Bahkan, sudah ada 12 titik calon lokasi TPA di empat kecamatan terdekt, seperi Sambaliung, Tanjung Redeb, Teluk Bayur, dan Gunung Tabur.

“TPA saat ini, sudah tak layak lagi. Dan harus dipindah, dan jauh dari pemukiman,” katanya.

Hanya kata dia, meskipun nantinya sudah ditentukan titik lokasinya, belum bisa langsung digunakan. Pasalnya, akan ada proses desain untuk TPA yang baru, agar ketika dimanfaatkan tidak memberikan buruk bagi lingkungan disekitarnya.

Selain itu, pengelolaan TPA baru juga direncanakan akan melibatkan pihak ketiga. Terpenting kata Mustakim, penganggarannya nanti didukung oleh Pemerintah Kabupaten Berau dan DPRD Berau.

“Nanti desainnya tidak akan sama dengan kondisi TPA yang sekarang,” katanya, beberapa hari lalu.

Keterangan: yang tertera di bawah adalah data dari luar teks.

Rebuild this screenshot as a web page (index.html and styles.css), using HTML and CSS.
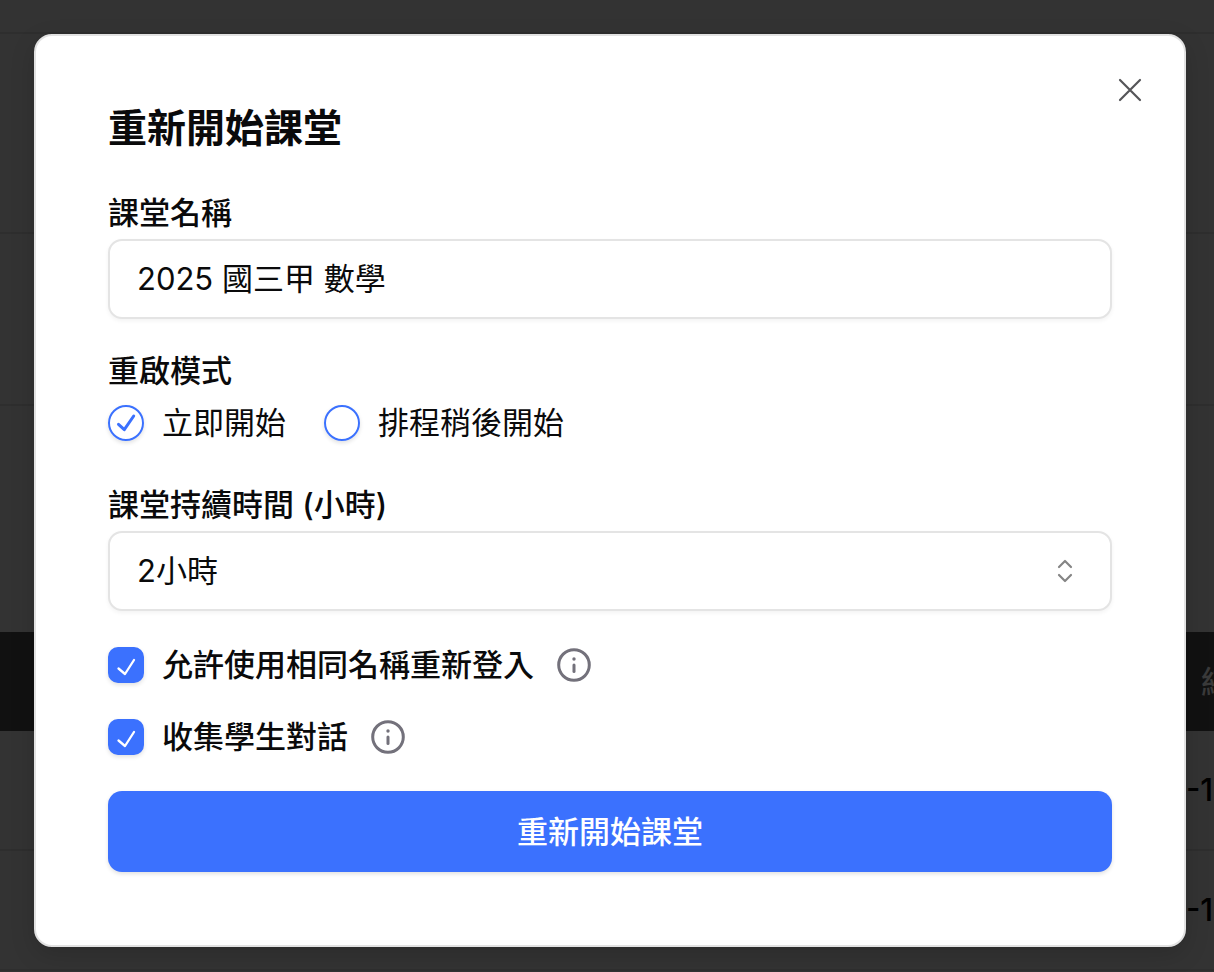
FILE: index.html
```html
<!DOCTYPE html>
<html lang="zh-Hant">
<head>
<meta charset="utf-8">
<meta name="viewport" content="width=device-width, initial-scale=1">
<title>重新開始課堂</title>
<link rel="stylesheet" href="styles.css">
</head>
<body>
<div class="page" aria-hidden="true">
  <div class="strip strip-top"></div>
  <div class="strip strip-header"></div>
  <div class="strip strip-tabs"></div>
  <div class="strip strip-tools"></div>
  <div class="row row-head"><span class="cell">結</span></div>
  <div class="row"><span class="cell cell-date">-1</span></div>
  <div class="row"><span class="cell cell-date">-1</span></div>
</div>
<main class="overlay">
  <section class="dialog" role="dialog" aria-modal="true" aria-labelledby="dialog-title">
    <button class="close" type="button" aria-label="關閉">
      <svg width="24" height="24" viewBox="0 0 24 24"><path d="M2 2 22 22M22 2 2 22"/></svg>
    </button>
    <h1 class="title" id="dialog-title">重新開始課堂</h1>
    <form class="form">
      <div class="field">
        <label class="label" for="name">課堂名稱</label>
        <input class="control text" id="name" type="text" value="2025 國三甲 數學">
      </div>
      <fieldset class="modes">
        <legend class="label">重啟模式</legend>
        <div class="options">
          <label class="option"><span class="tick round"><input type="radio" name="mode" checked><svg viewBox="0 0 36 36"><path d="M10.500 19.300 16.300 24.700 25.700 11"/></svg></span>立即開始</label>
          <label class="option"><span class="tick round"><input type="radio" name="mode"><svg viewBox="0 0 36 36"><path d="M10.500 19.300 16.300 24.700 25.700 11"/></svg></span>排程稍後開始</label>
        </div>
      </fieldset>
      <div class="field">
        <label class="label" for="duration">課堂持續時間 (小時)</label>
        <div class="select">
          <select class="control" id="duration"><option>2小時</option></select>
          <svg class="chevrons" width="16" height="24" viewBox="0 0 16 24"><path d="M2 8 8 2 14 8M2 16 8 22 14 16"/></svg>
        </div>
      </div>
      <div class="checks">
        <div class="check-row">
          <label class="option strong"><span class="tick square"><input type="checkbox" checked><svg viewBox="0 0 36 36"><path d="M10.500 21.500 17 27 26 13"/></svg></span>允許使用相同名稱重新登入</label>
          <button class="info" type="button" aria-label="說明"><svg width="34" height="34" viewBox="0 0 34 34"><circle class="ring" cx="17" cy="17" r="15.300"/><circle class="dot" cx="17" cy="11" r="1.700"/><path d="M17 17V23.500"/></svg></button>
        </div>
        <div class="check-row">
          <label class="option strong"><span class="tick square"><input type="checkbox" checked><svg viewBox="0 0 36 36"><path d="M10.500 21.500 17 27 26 13"/></svg></span>收集學生對話</label>
          <button class="info" type="button" aria-label="說明"><svg width="34" height="34" viewBox="0 0 34 34"><circle class="ring" cx="17" cy="17" r="15.300"/><circle class="dot" cx="17" cy="11" r="1.700"/><path d="M17 17V23.500"/></svg></button>
        </div>
      </div>
      <button class="submit" type="submit">重新開始課堂</button>
    </form>
  </section>
</main>
</body>
</html>
```
FILE: styles.css
```css
* { box-sizing: border-box; }

body {
  margin: 0;
  min-height: 100vh;
  background: #333;
  color: #0a0a0b;
  font: 400 31px/40px Inter, "Noto Sans CJK TC", sans-serif;
}

button, input, select { font: inherit; color: inherit; }

svg {
  fill: none;
  stroke: currentColor;
  stroke-width: 3;
  stroke-linecap: round;
  stroke-linejoin: round;
}

/* Dimmed page behind the dialog */
.page {
  position: absolute;
  inset: 0;
  overflow: hidden;
}
.strip { border-bottom: 2px solid #2e2e2e; }
.strip-top { height: 34px; }
.strip-header { height: 200px; }
.strip-tabs { height: 172px; }
.strip-tools { height: 226px; border: 0; }
.row {
  display: flex;
  justify-content: flex-end;
  align-items: center;
  height: 120px;
  border-bottom: 2px solid #2e2e2e;
  font-size: 31px;
  white-space: nowrap;
}
.row-head {
  height: 99px;
  background: #111;
  border: 0;
  color: #3a3a3a;
}
.cell { width: 13px; font-weight: 500; }
.cell-date { width: 28px; color: #000; }

.overlay {
  position: relative;
  padding: 34px 28px 26px 34px;
}
.dialog {
  position: relative;
  padding: 68px 72px 73px;
  background: #fff;
  border: 2px solid #e2e2e2;
  border-radius: 18px;
  box-shadow: 0 8px 24px rgba(0, 0, 0, .15);
}
.close {
  position: absolute;
  top: 42px;
  right: 42px;
  display: flex;
  padding: 0;
  background: none;
  border: 0;
  color: #555558;
}
.close svg { stroke-width: 2.2; }
.title {
  margin: 0 0 41px;
  font-size: 39px;
  line-height: 48px;
  font-weight: 700;
}

.form { display: flex; flex-direction: column; }
.field { display: flex; flex-direction: column; gap: 6px; }
.label { padding: 0; font-weight: 500; }
.control {
  width: 100%;
  height: 80px;
  padding: 0 27px;
  background: #fff;
  border: 2px solid #e4e4e4;
  border-radius: 14px;
  box-shadow: 0 2px 4px rgba(0, 0, 0, .05);
  appearance: none;
}
.text { padding-bottom: 6px; }
.select { position: relative; }
.chevrons {
  position: absolute;
  top: 28px;
  right: 39px;
  color: #858585;
  stroke-width: 2.2;
  pointer-events: none;
}
.modes {
  margin: 32px 0 42px;
  padding: 0;
  border: 0;
}
.options { display: flex; gap: 38px; margin-top: 12px; }
.option { display: flex; align-items: center; gap: 18px; }
.strong { font-weight: 500; }
.tick { display: grid; width: 36px; height: 36px; }
.tick > * { grid-area: 1 / 1; width: 36px; height: 36px; }
.tick input {
  margin: 0;
  appearance: none;
  border: 2px solid #3b71fe;
  box-shadow: 0 2px 4px rgba(0, 0, 0, .12);
}
.tick svg { position: relative; visibility: hidden; pointer-events: none; }
.tick input:checked + svg { visibility: visible; }
.round { color: #3b71fe; }
.round input { border-radius: 50%; }
.square { color: #fff; }
.square input { background: #3b71fe; border-radius: 10px; }
.square svg { stroke-width: 2.3; }
.checks {
  display: flex;
  flex-direction: column;
  gap: 32px;
  margin: 34px 0;
}
.check-row {
  display: flex;
  align-items: center;
  gap: 23px;
}
.info {
  display: flex;
  padding: 0;
  background: none;
  border: 0;
  color: #73717b;
}
.info .dot { fill: currentColor; stroke: none; }
.submit {
  height: 81px;
  background: #3b71fe;
  border: 0;
  border-radius: 14px;
  box-shadow: 0 2px 4px rgba(0, 0, 0, .12);
  color: #fff;
  font-weight: 500;
}
```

Dia juga menambahkan, saat ini survei dan studi kelayakan atas 12 titik lokasi itu sedang dilakukan. Setelah survey, kemudian akan dilihat lagi kelayakannya.

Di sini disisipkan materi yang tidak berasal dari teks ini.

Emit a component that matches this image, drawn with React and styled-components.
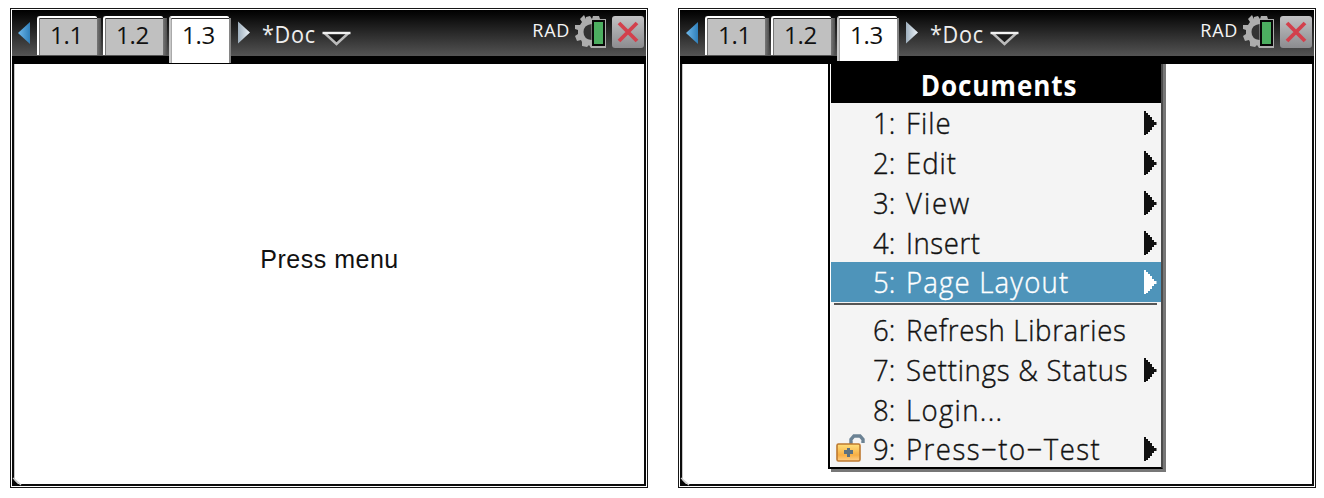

“Jika sudah mengerucut di tiga titik yang dianggap layak, kami akan ajukan ke Bupati Berau untuk selanjutnya ditetapkan lokasinya,” terangnta.

Relokasi TPA itu terpaksa dilakukan, mengingat, pada jarak sekitar 1 Km dari lokasi TPA sekarang, akan dibangun rumah sakit baru multi years contract (MYC). Sesuai syarat berdirinya rumah sakit, TPA harus berjarak lebih dari 5 Km.

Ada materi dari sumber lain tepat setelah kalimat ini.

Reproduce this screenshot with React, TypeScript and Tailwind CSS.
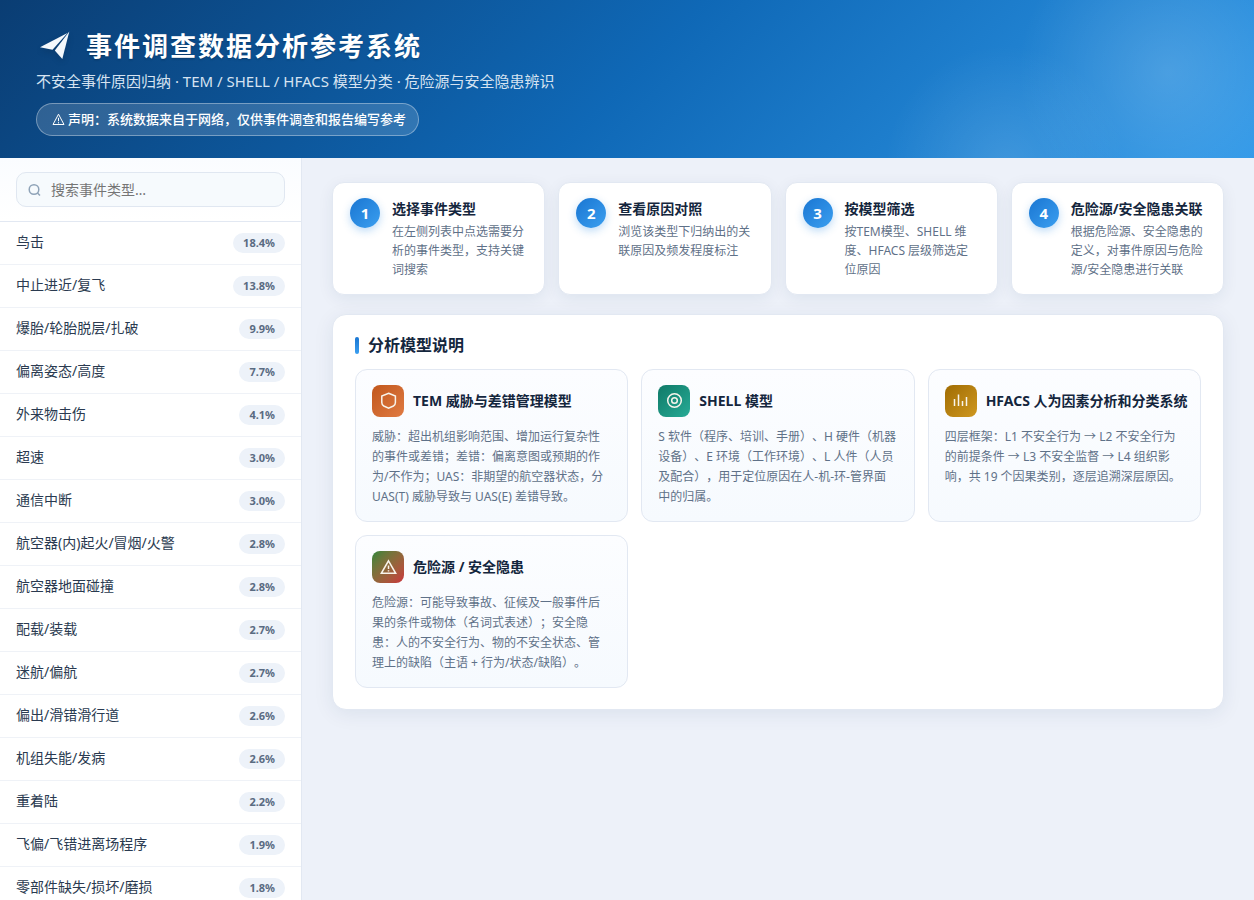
import React from "react";

const events = [
  { name: "鸟击", rate: "18.4%" },
  { name: "中止进近/复飞", rate: "13.8%" },
  { name: "爆胎/轮胎脱层/扎破", rate: "9.9%" },
  { name: "偏离姿态/高度", rate: "7.7%" },
  { name: "外来物击伤", rate: "4.1%" },
  { name: "超速", rate: "3.0%" },
  { name: "通信中断", rate: "3.0%" },
  { name: "航空器(内)起火/冒烟/火警", rate: "2.8%" },
  { name: "航空器地面碰撞", rate: "2.8%" },
  { name: "配载/装载", rate: "2.7%" },
  { name: "迷航/偏航", rate: "2.7%" },
  { name: "偏出/滑错滑行道", rate: "2.6%" },
  { name: "机组失能/发病", rate: "2.6%" },
  { name: "重着陆", rate: "2.2%" },
  { name: "飞偏/飞错进离场程序", rate: "1.9%" },
  { name: "零部件缺失/损坏/磨损", rate: "1.8%" },
];

const steps = [
  { title: "选择事件类型", text: "在左侧列表中点选需要分析的事件类型，支持关键词搜索" },
  { title: "查看原因对照", text: "浏览该类型下归纳出的关联原因及频发程度标注" },
  { title: "按模型筛选", text: "按TEM模型、SHELL 维度、HFACS 层级筛选定位原因" },
  { title: "危险源/安全隐患关联", text: "根据危险源、安全隐患的定义，对事件原因与危险源/安全隐患进行关联" },
];

const models = [
  {
    title: "TEM 威胁与差错管理模型",
    text: "威胁：超出机组影响范围、增加运行复杂性的事件或差错；差错：偏离意图或预期的作为/不作为；UAS：非期望的航空器状态，分 UAS(T) 威胁导致与 UAS(E) 差错导致。",
    color: "bg-linear-135 from-[#c1571b] to-[#e07b42]",
    icon: <path d="M16.600 8.300 23.400 11v6.500q0 2.400-2 3.500l-4.800 2.200-4.800-2.200q-2-1.100-2-3.500V11z" />,
  },
  {
    title: "SHELL 模型",
    text: "S 软件（程序、培训、手册）、H 硬件（机器设备）、E 环境（工作环境）、L 人件（人员及配合），用于定位原因在人-机-环-管界面中的归属。",
    color: "bg-linear-135 from-[#0f7a68] to-[#27ab96]",
    icon: (
      <>
        <circle cx="16.500" cy="15.500" r="6.800" />
        <circle cx="16.500" cy="15.500" r="2.800" />
      </>
    ),
  },
  {
    title: "HFACS 人为因素分析和分类系统",
    text: "四层框架：L1 不安全行为 → L2 不安全行为的前提条件 → L3 不安全监督 → L4 组织影响，共 19 个因果类别，逐层追溯深层原因。",
    color: "bg-linear-135 from-[#a06c02] to-[#cf981f]",
    icon: <path d="M9.500 14v7M13.500 9.500V21M17.500 16v5M21.500 12v9" />,
  },
  {
    title: "危险源 / 安全隐患",
    text: "危险源：可能导致事故、征候及一般事件后果的条件或物体（名词式表述）；安全隐患：人的不安全行为、物的不安全状态、管理上的缺陷（主语 + 行为/状态/缺陷）。",
    color: "bg-linear-135 from-[#1f8439] to-[#c9303d]",
    icon: <path d="M16.500 9.800 23.700 22.300H9.300zM16.500 14.500v3.500M16.500 19.200v1.300" />,
  },
];

function Header() {
  return (
    <header className="bg-[radial-gradient(circle_at_1168px_72px,rgba(255,255,255,0.16),transparent_150px),radial-gradient(circle_at_1005px_165px,rgba(255,255,255,0.12),transparent_120px),linear-gradient(135deg,#0a3d73_0%,#0f68b6_50%,#2f98e8_100%)] px-9 pt-7 pb-[22px] text-white">
      <div className="flex h-9 items-center gap-[10px]">
        <svg viewBox="0 0 40 36" className="h-9 w-10 drop-shadow-md" fill="#f4f8fc" aria-hidden="true">
          <path d="M4 19.300 31.500 5 16.500 21.800z" />
          <path d="M33.300 3.500 26.300 31 18.800 22.500z" />
        </svg>
        <h1 className="text-[26px] leading-9 font-bold tracking-[2px] text-shadow-sm">事件调查数据分析参考系统</h1>
      </div>
      <p className="mt-[6px] text-[15px] leading-[22px] text-[#d6e3f1]">
        不安全事件原因归纳 · TEM / SHELL / HFACS 模型分类 · 危险源与安全隐患辨识
      </p>
      <p className="mt-[11px] flex h-[33px] w-fit items-center gap-[3px] rounded-full border border-white/35 bg-white/15 pr-3 pl-[15px] text-[13px] font-medium">
        <svg viewBox="0 0 13 13" className="h-[13px] w-[13px]" fill="none" stroke="currentColor" strokeLinejoin="round" aria-hidden="true">
          <path d="M6.500 1.200 12 11.500H1zM6.500 4.800v3.400M6.500 9.200v1.200" />
        </svg>
        声明：系统数据来自于网络，仅供事件调查和报告编写参考
      </p>
    </header>
  );
}

function Sidebar() {
  return (
    <aside className="w-[302px] shrink-0 border-r border-[#e2e8f2] bg-white">
      <div className="border-b border-[#e2e8f2] bg-linear-to-b from-[#fafcff] to-white px-4 py-[14px]">
        <label className="flex h-[35px] items-center gap-[9px] rounded-[10px] border border-[#e0e7f1] bg-[#f6fafd] px-[11px]">
          <svg viewBox="0 0 14 14" className="h-[14px] w-[14px] shrink-0" fill="none" stroke="#8fa3b8" strokeWidth="1.500" aria-hidden="true">
            <circle cx="6" cy="6.500" r="4.800" />
            <path d="m9.500 10 2.500 2.500" />
          </svg>
          <input
            type="text"
            aria-label="搜索事件类型"
            placeholder="搜索事件类型…"
            className="w-full min-w-0 bg-transparent text-sm outline-none placeholder:text-[#757575]"
          />
        </label>
      </div>
      <ul>
        {events.map((event) => (
          <li key={event.name}>
            <button className="flex h-[43px] w-full items-center justify-between border-b border-[#eff2f7] px-4 text-left">
              <span className="pb-[2px] text-sm leading-5 text-[#2a3a50]">{event.name}</span>
              <span className="rounded-full bg-[#edf2f9] px-[10px] text-[11px] leading-5 font-bold text-[#5a6b82]">{event.rate}</span>
            </button>
          </li>
        ))}
      </ul>
    </aside>
  );
}

function Steps() {
  return (
    <ol className="grid grid-cols-4 gap-[13px]">
      {steps.map((step, i) => (
        <li key={step.title} className="flex gap-3 rounded-xl border border-[#e2e8f2] bg-white px-[17px] py-[15px] shadow-[0_4px_16px_rgba(15,50,90,0.07)]">
          <span className="flex size-[30px] shrink-0 items-center justify-center rounded-full bg-linear-135 from-[#1976d2] to-[#3b9ff0] text-[15px] font-bold text-white shadow-[0_3px_8px_rgba(33,133,224,0.3)]">
            {i + 1}
          </span>
          <div className="min-w-0">
            <h3 className="text-sm leading-[21px] font-bold whitespace-nowrap text-[#14263d]">{step.title}</h3>
            <p className="mt-[3px] text-xs leading-[19px] text-[#5f7188]">{step.text}</p>
          </div>
        </li>
      ))}
    </ol>
  );
}

function Models() {
  return (
    <section className="mt-[19px] rounded-[14px] border border-[#e2e8f2] bg-white px-[22px] pt-[18px] pb-[21px] shadow-[0_4px_20px_rgba(15,50,90,0.08)]">
      <h2 className="flex items-center gap-[9px] text-base leading-6 font-bold text-[#14263d]">
        <span className="h-[17px] w-1 rounded-xs bg-linear-to-b from-[#1976d2] to-[#3b9ff0]" />
        分析模型说明
      </h2>
      <div className="mt-3 grid grid-cols-3 gap-[13px]">
        {models.map((model) => (
          <article key={model.title} className="rounded-xl border border-[#e2e8f2] bg-linear-to-b from-[#fcfdff] to-[#f6fafe] px-4 pt-[15px] pb-[14px]">
            <div className="flex items-center gap-[9px]">
              <span className={`size-8 shrink-0 rounded-lg ${model.color}`}>
                <svg viewBox="0 0 32 32" className="size-8" fill="none" stroke="#f8f4ec" strokeWidth="1.500" aria-hidden="true">
                  {model.icon}
                </svg>
              </span>
              <h3 className="text-sm leading-5 font-bold whitespace-nowrap text-[#14263d]">{model.title}</h3>
            </div>
            <p className="mt-[10px] text-xs leading-5 text-[#5f7188]">{model.text}</p>
          </article>
        ))}
      </div>
    </section>
  );
}

export default function App() {
  return (
    <div lang="zh-CN" className="flex h-screen flex-col overflow-hidden bg-[#edf1f9] font-['Noto_Sans','Noto_Sans_CJK_SC',sans-serif] [text-spacing-trim:space-all]">
      <Header />
      <div className="flex min-h-0 flex-1">
        <Sidebar />
        <main className="min-w-0 flex-1 px-[30px] py-6">
          <Steps />
          <Models />
        </main>
      </div>
    </div>
  );
}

“Sementara tahun ini rumah sakit baru juga akan mulai dibangun. Jika tidak direlokasi, ini akan menjadi masalah baru lagi kedepannya,” katanya.

Memang, penanganan TPA memang membutuhkan anggaran dalam jumlah yang besar. Untuk TPA sekarang saja, pihaknya tidak memiliki anggaran yang cukup untuk menangani tumpukan sampah yang sudah mencapai ketinggian 5 meter.

“Tentu, banyak biaya yang perlu dikeluarkan untuk menangani sampah yang telah overload di lokasi itu. Kalau tidak disupport anggaran, kami pasti kesulitan,” jelasnya.

Sementara saat ini, DLHK tahun 2023 hanya diberi anggaran senilai Rp 32 miliar. Dari jumlah anggaran itu, untuk gaji pekerja dan pegawai kontrak sudah mencapai Rp 25 miliar dalam setahun.

Kecilnya anggaran itu, tentu tidak cukup untuk membiayai berbagai aktivitas di lapangan. Belum lagi ada perbaikan alat, biaya operasional kendaraan, BBM, service peralatan, dan lain-lain.

“Tahun ini memang disupport anggaran sejumlah Rp 750 juta. Itu juga masih kurang untuk perbaikan alat, yang sudah menelan biaya hingga Rp 300 juta,”

Sialnya lagi, di TPA itu, hanya ada 1 unit alat berat jenis buldozer pengadaan tahun 2022 yang masih beroperasi. Sementara, eksavator PC 100 sedang dalam perbaikan.

“Ini juga membuat penanganan sampah memang sama sekali belum bisa maksimal,” pungkasnya. (*/)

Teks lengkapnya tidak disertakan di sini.